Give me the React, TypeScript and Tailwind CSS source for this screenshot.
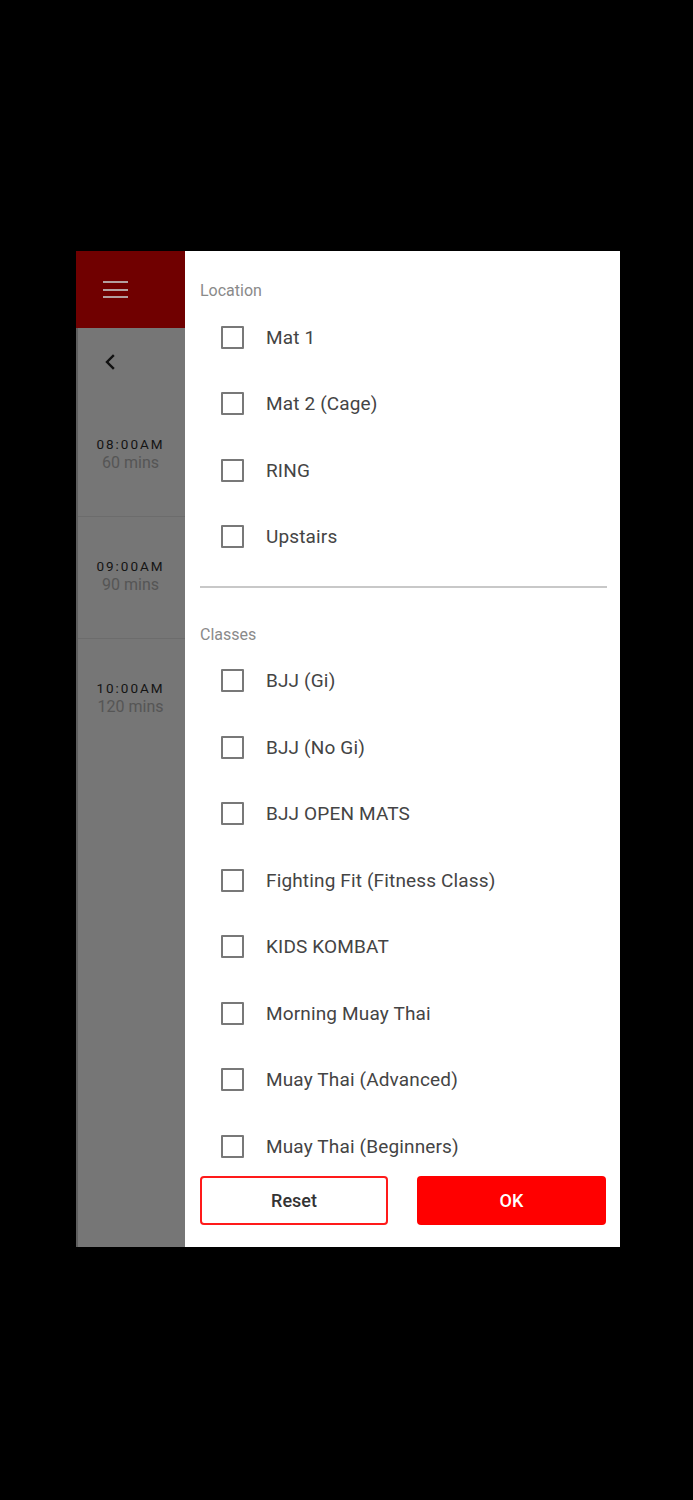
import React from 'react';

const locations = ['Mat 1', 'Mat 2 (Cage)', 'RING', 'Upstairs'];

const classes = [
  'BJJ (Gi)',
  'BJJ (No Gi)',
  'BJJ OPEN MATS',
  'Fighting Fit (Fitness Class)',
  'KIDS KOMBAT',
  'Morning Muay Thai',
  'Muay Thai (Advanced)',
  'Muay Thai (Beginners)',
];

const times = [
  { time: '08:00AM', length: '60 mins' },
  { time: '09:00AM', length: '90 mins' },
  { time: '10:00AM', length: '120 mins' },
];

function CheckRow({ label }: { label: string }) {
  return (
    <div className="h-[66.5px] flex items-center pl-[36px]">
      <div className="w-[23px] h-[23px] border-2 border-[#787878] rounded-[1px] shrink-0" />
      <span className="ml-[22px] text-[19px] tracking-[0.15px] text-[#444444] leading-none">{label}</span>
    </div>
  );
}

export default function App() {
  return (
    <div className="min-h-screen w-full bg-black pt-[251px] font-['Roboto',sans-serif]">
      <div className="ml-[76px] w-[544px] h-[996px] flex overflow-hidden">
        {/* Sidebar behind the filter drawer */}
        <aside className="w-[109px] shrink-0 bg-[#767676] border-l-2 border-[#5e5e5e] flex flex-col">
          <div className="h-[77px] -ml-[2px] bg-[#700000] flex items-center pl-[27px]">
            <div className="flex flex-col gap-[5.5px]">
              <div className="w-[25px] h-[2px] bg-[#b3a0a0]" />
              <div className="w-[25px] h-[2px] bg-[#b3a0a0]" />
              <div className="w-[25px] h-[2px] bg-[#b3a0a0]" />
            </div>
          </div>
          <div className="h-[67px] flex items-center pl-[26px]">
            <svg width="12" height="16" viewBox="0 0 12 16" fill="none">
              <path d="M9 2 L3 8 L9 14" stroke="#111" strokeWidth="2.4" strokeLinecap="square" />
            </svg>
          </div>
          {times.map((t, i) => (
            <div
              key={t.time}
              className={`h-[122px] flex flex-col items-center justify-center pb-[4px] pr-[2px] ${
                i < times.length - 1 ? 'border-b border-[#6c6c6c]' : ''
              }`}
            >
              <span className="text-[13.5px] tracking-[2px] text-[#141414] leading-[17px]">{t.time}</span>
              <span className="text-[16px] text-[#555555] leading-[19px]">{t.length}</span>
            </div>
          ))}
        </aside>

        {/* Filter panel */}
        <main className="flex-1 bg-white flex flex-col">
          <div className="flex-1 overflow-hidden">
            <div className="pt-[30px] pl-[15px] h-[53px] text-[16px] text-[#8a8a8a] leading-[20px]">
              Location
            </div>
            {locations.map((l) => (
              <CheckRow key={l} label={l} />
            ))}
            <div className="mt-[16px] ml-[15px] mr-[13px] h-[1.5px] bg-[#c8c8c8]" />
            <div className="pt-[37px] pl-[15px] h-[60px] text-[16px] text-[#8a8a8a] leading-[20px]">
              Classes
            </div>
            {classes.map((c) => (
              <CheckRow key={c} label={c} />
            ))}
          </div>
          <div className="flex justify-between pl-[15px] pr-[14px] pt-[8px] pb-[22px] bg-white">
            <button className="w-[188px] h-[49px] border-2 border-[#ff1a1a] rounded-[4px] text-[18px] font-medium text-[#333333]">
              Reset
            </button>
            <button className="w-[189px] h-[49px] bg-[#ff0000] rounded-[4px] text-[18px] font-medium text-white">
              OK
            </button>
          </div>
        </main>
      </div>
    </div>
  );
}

What is asked ▸ Pictures are to be left out; repeat all the remaining data exactly.

Complete answer ▸
Give me the React, TypeScript and Tailwind CSS source for this screenshot.
import React from 'react';

const locations = ['Mat 1', 'Mat 2 (Cage)', 'RING', 'Upstairs'];

const classes = [
  'BJJ (Gi)',
  'BJJ (No Gi)',
  'BJJ OPEN MATS',
  'Fighting Fit (Fitness Class)',
  'KIDS KOMBAT',
  'Morning Muay Thai',
  'Muay Thai (Advanced)',
  'Muay Thai (Beginners)',
];

const times = [
  { time: '08:00AM', length: '60 mins' },
  { time: '09:00AM', length: '90 mins' },
  { time: '10:00AM', length: '120 mins' },
];

function CheckRow({ label }: { label: string }) {
  return (
    <div className="h-[66.5px] flex items-center pl-[36px]">
      <div className="w-[23px] h-[23px] border-2 border-[#787878] rounded-[1px] shrink-0" />
      <span className="ml-[22px] text-[19px] tracking-[0.15px] text-[#444444] leading-none">{label}</span>
    </div>
  );
}

export default function App() {
  return (
    <div className="min-h-screen w-full bg-black pt-[251px] font-['Roboto',sans-serif]">
      <div className="ml-[76px] w-[544px] h-[996px] flex overflow-hidden">
        {/* Sidebar behind the filter drawer */}
        <aside className="w-[109px] shrink-0 bg-[#767676] border-l-2 border-[#5e5e5e] flex flex-col">
          <div className="h-[77px] -ml-[2px] bg-[#700000] flex items-center pl-[27px]">
            <div className="flex flex-col gap-[5.5px]">
              <div className="w-[25px] h-[2px] bg-[#b3a0a0]" />
              <div className="w-[25px] h-[2px] bg-[#b3a0a0]" />
              <div className="w-[25px] h-[2px] bg-[#b3a0a0]" />
            </div>
          </div>
          <div className="h-[67px] flex items-center pl-[26px]">
            <svg width="12" height="16" viewBox="0 0 12 16" fill="none">
              <path d="M9 2 L3 8 L9 14" stroke="#111" strokeWidth="2.4" strokeLinecap="square" />
            </svg>
          </div>
          {times.map((t, i) => (
            <div
              key={t.time}
              className={`h-[122px] flex flex-col items-center justify-center pb-[4px] pr-[2px] ${
                i < times.length - 1 ? 'border-b border-[#6c6c6c]' : ''
              }`}
            >
              <span className="text-[13.5px] tracking-[2px] text-[#141414] leading-[17px]">{t.time}</span>
              <span className="text-[16px] text-[#555555] leading-[19px]">{t.length}</span>
            </div>
          ))}
        </aside>

        {/* Filter panel */}
        <main className="flex-1 bg-white flex flex-col">
          <div className="flex-1 overflow-hidden">
            <div className="pt-[30px] pl-[15px] h-[53px] text-[16px] text-[#8a8a8a] leading-[20px]">
              Location
            </div>
            {locations.map((l) => (
              <CheckRow key={l} label={l} />
            ))}
            <div className="mt-[16px] ml-[15px] mr-[13px] h-[1.5px] bg-[#c8c8c8]" />
            <div className="pt-[37px] pl-[15px] h-[60px] text-[16px] text-[#8a8a8a] leading-[20px]">
              Classes
            </div>
            {classes.map((c) => (
              <CheckRow key={c} label={c} />
            ))}
          </div>
          <div className="flex justify-between pl-[15px] pr-[14px] pt-[8px] pb-[22px] bg-white">
            <button className="w-[188px] h-[49px] border-2 border-[#ff1a1a] rounded-[4px] text-[18px] font-medium text-[#333333]">
              Reset
            </button>
            <button className="w-[189px] h-[49px] bg-[#ff0000] rounded-[4px] text-[18px] font-medium text-white">
              OK
            </button>
          </div>
        </main>
      </div>
    </div>
  );
}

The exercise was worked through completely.